DATA EXCERPTS.
## Start

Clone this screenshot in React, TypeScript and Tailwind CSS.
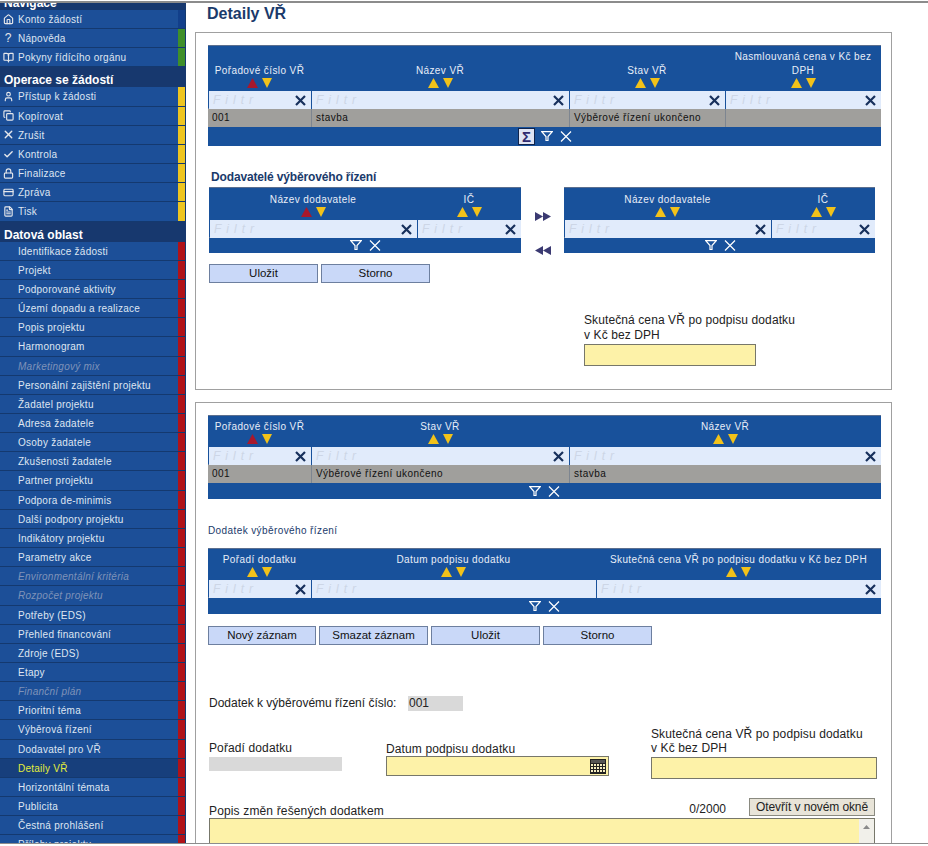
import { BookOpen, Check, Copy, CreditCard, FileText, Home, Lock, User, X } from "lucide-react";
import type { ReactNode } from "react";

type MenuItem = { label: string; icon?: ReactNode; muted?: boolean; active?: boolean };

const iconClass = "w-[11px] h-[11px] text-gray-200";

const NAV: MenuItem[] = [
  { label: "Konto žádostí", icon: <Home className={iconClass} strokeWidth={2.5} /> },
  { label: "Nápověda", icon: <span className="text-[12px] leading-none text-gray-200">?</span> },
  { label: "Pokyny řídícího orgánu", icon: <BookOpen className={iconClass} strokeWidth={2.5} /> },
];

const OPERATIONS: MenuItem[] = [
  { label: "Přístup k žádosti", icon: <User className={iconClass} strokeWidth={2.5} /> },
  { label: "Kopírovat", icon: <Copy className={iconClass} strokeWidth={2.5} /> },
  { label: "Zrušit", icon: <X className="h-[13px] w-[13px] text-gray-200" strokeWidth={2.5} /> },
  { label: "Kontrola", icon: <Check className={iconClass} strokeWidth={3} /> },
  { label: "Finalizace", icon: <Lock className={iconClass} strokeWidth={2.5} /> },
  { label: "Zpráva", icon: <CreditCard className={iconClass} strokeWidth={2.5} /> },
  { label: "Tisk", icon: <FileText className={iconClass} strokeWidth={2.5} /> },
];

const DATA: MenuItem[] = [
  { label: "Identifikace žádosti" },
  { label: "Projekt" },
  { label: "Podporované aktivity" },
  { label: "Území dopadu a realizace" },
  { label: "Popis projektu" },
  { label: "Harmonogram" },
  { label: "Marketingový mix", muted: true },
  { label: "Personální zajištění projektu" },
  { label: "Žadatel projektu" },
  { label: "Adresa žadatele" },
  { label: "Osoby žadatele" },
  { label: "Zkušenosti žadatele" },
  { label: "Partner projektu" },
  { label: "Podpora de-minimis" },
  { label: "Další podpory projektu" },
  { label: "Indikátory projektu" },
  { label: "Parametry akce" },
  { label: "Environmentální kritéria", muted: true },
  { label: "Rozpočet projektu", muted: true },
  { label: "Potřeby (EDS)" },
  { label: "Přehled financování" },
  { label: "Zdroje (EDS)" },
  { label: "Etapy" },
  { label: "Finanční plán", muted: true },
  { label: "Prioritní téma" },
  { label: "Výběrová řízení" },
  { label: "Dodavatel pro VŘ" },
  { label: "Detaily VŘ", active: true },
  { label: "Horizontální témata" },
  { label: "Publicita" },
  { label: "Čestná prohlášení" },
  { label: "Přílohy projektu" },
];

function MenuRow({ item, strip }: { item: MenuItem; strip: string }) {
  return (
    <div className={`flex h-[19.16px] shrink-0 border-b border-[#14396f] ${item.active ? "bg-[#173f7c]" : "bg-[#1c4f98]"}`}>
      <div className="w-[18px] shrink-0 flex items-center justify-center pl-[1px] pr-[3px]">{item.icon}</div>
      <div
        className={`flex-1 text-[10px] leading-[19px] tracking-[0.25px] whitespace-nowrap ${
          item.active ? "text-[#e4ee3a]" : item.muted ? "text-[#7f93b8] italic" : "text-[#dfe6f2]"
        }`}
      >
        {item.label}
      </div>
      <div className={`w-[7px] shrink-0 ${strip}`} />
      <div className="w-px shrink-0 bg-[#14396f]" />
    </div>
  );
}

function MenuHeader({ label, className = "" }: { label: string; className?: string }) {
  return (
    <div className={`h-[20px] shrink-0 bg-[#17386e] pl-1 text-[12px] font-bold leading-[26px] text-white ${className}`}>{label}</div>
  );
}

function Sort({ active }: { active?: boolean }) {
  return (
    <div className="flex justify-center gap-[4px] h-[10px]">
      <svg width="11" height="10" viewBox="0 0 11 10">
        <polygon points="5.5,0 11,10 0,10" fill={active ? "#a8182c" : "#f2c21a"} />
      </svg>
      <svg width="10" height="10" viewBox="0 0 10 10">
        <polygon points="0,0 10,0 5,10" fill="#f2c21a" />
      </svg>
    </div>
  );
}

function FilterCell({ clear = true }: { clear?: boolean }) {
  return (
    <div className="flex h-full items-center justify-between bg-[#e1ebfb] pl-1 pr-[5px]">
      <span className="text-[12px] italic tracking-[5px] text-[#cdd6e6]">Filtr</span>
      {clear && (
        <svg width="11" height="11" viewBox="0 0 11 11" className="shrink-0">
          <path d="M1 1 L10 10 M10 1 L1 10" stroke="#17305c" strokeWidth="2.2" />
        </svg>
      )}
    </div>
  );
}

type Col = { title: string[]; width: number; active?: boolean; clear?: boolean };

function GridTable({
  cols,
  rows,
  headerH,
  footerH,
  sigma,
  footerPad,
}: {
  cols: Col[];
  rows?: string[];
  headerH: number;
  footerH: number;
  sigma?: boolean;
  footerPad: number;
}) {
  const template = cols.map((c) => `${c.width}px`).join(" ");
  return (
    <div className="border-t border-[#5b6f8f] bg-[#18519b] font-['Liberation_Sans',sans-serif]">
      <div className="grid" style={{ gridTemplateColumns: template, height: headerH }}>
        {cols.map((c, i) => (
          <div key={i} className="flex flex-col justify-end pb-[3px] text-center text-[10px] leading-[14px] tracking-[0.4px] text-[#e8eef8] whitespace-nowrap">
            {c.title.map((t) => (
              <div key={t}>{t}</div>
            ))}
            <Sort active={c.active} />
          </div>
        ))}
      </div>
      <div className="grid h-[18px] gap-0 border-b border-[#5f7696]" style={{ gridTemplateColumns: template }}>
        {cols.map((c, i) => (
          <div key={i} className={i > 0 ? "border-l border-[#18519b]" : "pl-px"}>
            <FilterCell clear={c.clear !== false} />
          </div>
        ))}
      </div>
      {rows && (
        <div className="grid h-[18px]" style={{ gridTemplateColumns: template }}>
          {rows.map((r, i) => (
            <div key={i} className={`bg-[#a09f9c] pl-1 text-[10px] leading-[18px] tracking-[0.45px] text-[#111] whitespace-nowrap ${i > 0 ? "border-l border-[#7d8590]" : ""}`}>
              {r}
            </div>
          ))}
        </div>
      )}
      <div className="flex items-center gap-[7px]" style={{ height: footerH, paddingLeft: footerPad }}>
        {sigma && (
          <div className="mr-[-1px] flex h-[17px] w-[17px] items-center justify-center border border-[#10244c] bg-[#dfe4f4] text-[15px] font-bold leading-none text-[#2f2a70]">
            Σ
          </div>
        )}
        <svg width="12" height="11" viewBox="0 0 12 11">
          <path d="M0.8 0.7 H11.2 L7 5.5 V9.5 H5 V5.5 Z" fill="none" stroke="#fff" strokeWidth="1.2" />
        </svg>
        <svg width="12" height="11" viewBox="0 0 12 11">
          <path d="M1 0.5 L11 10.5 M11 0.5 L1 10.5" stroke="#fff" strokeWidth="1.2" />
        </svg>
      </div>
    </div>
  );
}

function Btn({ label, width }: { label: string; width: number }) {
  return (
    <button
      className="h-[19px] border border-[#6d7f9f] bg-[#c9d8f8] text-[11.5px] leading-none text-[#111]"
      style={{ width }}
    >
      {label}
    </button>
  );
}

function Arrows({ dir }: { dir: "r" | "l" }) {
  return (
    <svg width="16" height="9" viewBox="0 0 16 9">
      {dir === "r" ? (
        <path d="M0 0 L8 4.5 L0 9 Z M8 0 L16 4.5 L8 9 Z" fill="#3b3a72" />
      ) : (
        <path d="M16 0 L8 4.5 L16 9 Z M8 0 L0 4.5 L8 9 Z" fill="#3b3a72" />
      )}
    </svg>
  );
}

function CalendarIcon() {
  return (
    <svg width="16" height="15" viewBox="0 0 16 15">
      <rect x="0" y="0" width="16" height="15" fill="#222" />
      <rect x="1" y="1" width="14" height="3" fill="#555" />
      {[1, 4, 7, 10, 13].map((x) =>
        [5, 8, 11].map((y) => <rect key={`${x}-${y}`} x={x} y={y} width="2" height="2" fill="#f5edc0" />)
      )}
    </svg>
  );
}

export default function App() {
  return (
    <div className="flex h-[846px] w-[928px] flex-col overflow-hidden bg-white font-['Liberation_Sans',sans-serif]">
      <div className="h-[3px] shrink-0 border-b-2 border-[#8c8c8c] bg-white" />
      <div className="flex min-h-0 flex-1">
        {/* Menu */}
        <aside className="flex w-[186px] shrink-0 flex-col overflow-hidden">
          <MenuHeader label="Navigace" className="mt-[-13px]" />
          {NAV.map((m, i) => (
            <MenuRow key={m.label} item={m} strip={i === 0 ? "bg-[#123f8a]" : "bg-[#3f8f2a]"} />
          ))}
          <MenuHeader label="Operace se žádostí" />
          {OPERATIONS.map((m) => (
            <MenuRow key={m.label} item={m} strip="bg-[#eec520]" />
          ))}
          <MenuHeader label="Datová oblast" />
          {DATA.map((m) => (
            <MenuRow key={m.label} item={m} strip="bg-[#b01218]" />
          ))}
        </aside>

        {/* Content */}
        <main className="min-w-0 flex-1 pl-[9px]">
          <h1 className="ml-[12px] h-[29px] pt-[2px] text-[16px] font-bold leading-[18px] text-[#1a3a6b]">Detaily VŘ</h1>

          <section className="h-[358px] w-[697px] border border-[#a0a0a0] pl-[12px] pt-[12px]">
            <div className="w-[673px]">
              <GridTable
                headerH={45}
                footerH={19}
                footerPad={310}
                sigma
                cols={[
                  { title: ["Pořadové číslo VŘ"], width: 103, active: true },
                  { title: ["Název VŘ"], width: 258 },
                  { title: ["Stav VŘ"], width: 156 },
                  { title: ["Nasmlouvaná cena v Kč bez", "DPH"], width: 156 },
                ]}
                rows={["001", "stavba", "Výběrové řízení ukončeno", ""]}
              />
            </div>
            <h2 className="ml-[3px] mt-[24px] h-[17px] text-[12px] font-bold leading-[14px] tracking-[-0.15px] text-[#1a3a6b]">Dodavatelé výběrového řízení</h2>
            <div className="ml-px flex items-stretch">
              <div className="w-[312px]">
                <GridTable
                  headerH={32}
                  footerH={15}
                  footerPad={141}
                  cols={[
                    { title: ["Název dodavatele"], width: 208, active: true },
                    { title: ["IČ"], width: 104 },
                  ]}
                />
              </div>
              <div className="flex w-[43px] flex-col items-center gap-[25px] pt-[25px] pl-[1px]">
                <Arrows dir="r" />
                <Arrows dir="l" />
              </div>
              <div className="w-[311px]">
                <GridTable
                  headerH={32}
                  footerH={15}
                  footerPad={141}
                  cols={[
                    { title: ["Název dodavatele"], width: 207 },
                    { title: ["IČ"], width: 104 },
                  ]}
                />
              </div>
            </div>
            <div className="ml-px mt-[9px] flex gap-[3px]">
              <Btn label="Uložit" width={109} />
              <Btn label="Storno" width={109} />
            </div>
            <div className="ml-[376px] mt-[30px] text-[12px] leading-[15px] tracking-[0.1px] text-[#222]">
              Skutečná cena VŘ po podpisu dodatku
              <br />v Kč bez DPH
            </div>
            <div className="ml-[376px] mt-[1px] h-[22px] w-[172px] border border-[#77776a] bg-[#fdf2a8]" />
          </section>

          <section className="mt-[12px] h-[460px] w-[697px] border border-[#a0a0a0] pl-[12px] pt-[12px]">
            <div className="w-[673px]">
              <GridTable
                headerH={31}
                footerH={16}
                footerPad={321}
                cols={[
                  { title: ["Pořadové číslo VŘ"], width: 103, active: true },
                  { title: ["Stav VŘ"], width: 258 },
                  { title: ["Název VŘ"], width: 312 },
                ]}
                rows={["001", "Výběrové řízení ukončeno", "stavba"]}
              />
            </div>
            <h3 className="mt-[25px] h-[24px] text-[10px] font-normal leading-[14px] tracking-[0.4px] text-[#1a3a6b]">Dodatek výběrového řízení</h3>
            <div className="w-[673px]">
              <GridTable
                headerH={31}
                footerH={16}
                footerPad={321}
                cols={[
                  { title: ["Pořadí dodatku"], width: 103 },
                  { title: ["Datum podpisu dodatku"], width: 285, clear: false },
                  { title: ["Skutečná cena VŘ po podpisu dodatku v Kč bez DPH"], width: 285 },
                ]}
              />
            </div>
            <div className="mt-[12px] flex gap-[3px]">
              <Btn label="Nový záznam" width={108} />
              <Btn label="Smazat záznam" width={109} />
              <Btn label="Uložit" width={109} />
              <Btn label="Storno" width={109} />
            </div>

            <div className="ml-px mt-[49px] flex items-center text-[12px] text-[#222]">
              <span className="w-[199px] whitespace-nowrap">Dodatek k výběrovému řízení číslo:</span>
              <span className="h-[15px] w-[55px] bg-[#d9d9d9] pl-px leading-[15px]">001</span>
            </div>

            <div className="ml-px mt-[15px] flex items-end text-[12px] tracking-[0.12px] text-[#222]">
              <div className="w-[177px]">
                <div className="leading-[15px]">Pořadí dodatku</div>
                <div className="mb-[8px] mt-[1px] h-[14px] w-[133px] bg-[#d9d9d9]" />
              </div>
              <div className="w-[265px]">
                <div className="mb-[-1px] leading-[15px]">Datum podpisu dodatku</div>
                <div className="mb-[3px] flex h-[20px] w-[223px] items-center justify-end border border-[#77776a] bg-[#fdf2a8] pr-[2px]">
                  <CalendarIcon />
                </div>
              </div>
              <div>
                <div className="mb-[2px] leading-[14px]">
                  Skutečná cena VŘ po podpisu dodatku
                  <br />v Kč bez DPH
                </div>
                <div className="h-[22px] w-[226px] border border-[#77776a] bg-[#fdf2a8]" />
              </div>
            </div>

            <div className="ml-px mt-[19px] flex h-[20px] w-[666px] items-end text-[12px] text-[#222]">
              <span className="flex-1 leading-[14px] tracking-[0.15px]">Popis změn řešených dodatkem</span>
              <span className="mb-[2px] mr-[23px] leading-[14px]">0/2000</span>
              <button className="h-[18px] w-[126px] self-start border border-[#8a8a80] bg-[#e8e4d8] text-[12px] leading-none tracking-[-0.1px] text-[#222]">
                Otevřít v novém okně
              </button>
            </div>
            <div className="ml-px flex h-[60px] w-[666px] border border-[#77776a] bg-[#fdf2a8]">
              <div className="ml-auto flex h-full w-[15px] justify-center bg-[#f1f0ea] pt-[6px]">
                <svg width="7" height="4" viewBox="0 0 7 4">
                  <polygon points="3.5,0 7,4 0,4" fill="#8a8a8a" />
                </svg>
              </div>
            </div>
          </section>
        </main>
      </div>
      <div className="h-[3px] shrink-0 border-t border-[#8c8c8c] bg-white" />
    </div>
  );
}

## End
## Start

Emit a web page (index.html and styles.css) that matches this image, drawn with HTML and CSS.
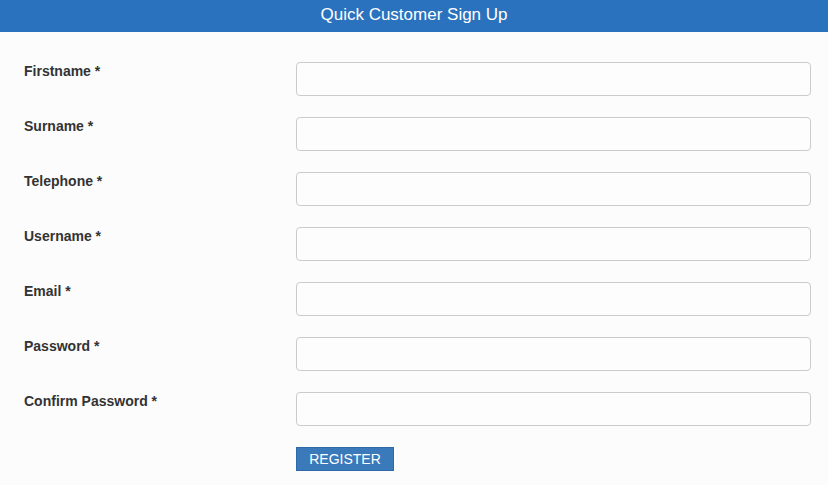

## End
## Start

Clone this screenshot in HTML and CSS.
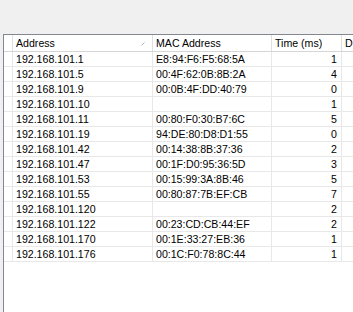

## End

WHAT TO DO.
Which lines in the records above contain the string "this"? Copy each one.

TASK SOLUTION.
Clone this screenshot in React, TypeScript and Tailwind CSS.
Emit a web page (index.html and styles.css) that matches this image, drawn with HTML and CSS.
Clone this screenshot in HTML and CSS.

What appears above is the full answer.